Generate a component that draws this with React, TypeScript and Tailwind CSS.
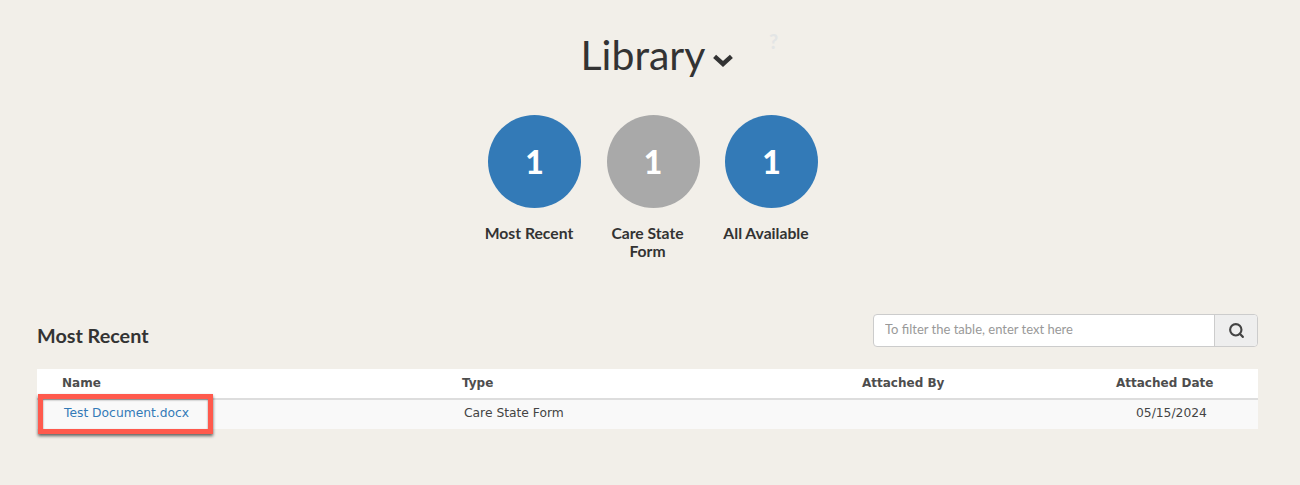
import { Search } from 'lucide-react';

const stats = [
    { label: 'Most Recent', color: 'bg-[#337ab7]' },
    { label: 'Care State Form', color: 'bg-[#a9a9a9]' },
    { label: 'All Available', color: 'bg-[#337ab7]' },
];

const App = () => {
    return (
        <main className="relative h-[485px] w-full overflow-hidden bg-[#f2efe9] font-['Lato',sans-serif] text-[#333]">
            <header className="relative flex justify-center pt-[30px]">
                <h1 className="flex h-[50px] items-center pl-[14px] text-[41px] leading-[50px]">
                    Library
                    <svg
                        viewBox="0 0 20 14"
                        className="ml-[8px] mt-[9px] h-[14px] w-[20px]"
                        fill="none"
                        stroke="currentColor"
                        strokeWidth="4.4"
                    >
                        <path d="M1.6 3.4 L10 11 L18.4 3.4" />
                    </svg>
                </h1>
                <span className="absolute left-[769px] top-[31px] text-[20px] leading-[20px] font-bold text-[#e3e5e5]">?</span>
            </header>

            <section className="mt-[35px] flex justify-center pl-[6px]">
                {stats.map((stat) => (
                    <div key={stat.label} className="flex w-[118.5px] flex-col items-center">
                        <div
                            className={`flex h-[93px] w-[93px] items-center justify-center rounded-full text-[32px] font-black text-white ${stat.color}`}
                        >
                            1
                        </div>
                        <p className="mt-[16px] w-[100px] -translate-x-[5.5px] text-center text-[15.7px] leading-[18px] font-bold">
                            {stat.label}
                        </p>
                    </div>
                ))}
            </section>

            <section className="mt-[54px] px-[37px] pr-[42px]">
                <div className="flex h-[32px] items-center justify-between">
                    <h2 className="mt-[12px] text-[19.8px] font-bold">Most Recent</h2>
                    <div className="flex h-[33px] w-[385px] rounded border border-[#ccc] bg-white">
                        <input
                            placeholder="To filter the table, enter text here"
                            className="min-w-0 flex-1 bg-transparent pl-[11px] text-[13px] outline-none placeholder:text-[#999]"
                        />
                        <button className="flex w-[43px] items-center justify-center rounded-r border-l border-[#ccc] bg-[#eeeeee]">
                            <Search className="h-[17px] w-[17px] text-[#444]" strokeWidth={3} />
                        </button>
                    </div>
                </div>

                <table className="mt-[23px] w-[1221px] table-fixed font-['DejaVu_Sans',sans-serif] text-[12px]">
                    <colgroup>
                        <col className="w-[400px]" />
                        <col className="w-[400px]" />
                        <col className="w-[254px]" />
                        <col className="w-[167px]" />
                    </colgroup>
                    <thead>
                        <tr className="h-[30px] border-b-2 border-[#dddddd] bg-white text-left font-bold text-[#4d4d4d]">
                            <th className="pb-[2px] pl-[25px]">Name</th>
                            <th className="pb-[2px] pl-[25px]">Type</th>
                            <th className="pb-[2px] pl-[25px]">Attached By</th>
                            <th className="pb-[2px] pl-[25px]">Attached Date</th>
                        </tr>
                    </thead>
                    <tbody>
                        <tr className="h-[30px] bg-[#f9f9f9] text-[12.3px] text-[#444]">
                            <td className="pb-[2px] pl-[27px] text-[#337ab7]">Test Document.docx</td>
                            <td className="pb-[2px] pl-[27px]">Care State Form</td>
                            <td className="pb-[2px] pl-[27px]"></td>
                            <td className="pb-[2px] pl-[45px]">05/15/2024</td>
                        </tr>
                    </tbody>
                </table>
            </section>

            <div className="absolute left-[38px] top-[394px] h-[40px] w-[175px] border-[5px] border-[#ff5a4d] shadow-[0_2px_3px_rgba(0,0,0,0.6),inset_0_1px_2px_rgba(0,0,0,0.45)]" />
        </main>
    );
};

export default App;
====================
### What you have to do
Transcribe the full listing character for character. Pictures are excluded.

### Output of the exercise
Generate a component that draws this with React, TypeScript and Tailwind CSS.
import { Search } from 'lucide-react';

const stats = [
    { label: 'Most Recent', color: 'bg-[#337ab7]' },
    { label: 'Care State Form', color: 'bg-[#a9a9a9]' },
    { label: 'All Available', color: 'bg-[#337ab7]' },
];

const App = () => {
    return (
        <main className="relative h-[485px] w-full overflow-hidden bg-[#f2efe9] font-['Lato',sans-serif] text-[#333]">
            <header className="relative flex justify-center pt-[30px]">
                <h1 className="flex h-[50px] items-center pl-[14px] text-[41px] leading-[50px]">
                    Library
                    <svg
                        viewBox="0 0 20 14"
                        className="ml-[8px] mt-[9px] h-[14px] w-[20px]"
                        fill="none"
                        stroke="currentColor"
                        strokeWidth="4.4"
                    >
                        <path d="M1.6 3.4 L10 11 L18.4 3.4" />
                    </svg>
                </h1>
                <span className="absolute left-[769px] top-[31px] text-[20px] leading-[20px] font-bold text-[#e3e5e5]">?</span>
            </header>

            <section className="mt-[35px] flex justify-center pl-[6px]">
                {stats.map((stat) => (
                    <div key={stat.label} className="flex w-[118.5px] flex-col items-center">
                        <div
                            className={`flex h-[93px] w-[93px] items-center justify-center rounded-full text-[32px] font-black text-white ${stat.color}`}
                        >
                            1
                        </div>
                        <p className="mt-[16px] w-[100px] -translate-x-[5.5px] text-center text-[15.7px] leading-[18px] font-bold">
                            {stat.label}
                        </p>
                    </div>
                ))}
            </section>

            <section className="mt-[54px] px-[37px] pr-[42px]">
                <div className="flex h-[32px] items-center justify-between">
                    <h2 className="mt-[12px] text-[19.8px] font-bold">Most Recent</h2>
                    <div className="flex h-[33px] w-[385px] rounded border border-[#ccc] bg-white">
                        <input
                            placeholder="To filter the table, enter text here"
                            className="min-w-0 flex-1 bg-transparent pl-[11px] text-[13px] outline-none placeholder:text-[#999]"
                        />
                        <button className="flex w-[43px] items-center justify-center rounded-r border-l border-[#ccc] bg-[#eeeeee]">
                            <Search className="h-[17px] w-[17px] text-[#444]" strokeWidth={3} />
                        </button>
                    </div>
                </div>

                <table className="mt-[23px] w-[1221px] table-fixed font-['DejaVu_Sans',sans-serif] text-[12px]">
                    <colgroup>
                        <col className="w-[400px]" />
                        <col className="w-[400px]" />
                        <col className="w-[254px]" />
                        <col className="w-[167px]" />
                    </colgroup>
                    <thead>
                        <tr className="h-[30px] border-b-2 border-[#dddddd] bg-white text-left font-bold text-[#4d4d4d]">
                            <th className="pb-[2px] pl-[25px]">Name</th>
                            <th className="pb-[2px] pl-[25px]">Type</th>
                            <th className="pb-[2px] pl-[25px]">Attached By</th>
                            <th className="pb-[2px] pl-[25px]">Attached Date</th>
                        </tr>
                    </thead>
                    <tbody>
                        <tr className="h-[30px] bg-[#f9f9f9] text-[12.3px] text-[#444]">
                            <td className="pb-[2px] pl-[27px] text-[#337ab7]">Test Document.docx</td>
                            <td className="pb-[2px] pl-[27px]">Care State Form</td>
                            <td className="pb-[2px] pl-[27px]"></td>
                            <td className="pb-[2px] pl-[45px]">05/15/2024</td>
                        </tr>
                    </tbody>
                </table>
            </section>

            <div className="absolute left-[38px] top-[394px] h-[40px] w-[175px] border-[5px] border-[#ff5a4d] shadow-[0_2px_3px_rgba(0,0,0,0.6),inset_0_1px_2px_rgba(0,0,0,0.45)]" />
        </main>
    );
};

export default App;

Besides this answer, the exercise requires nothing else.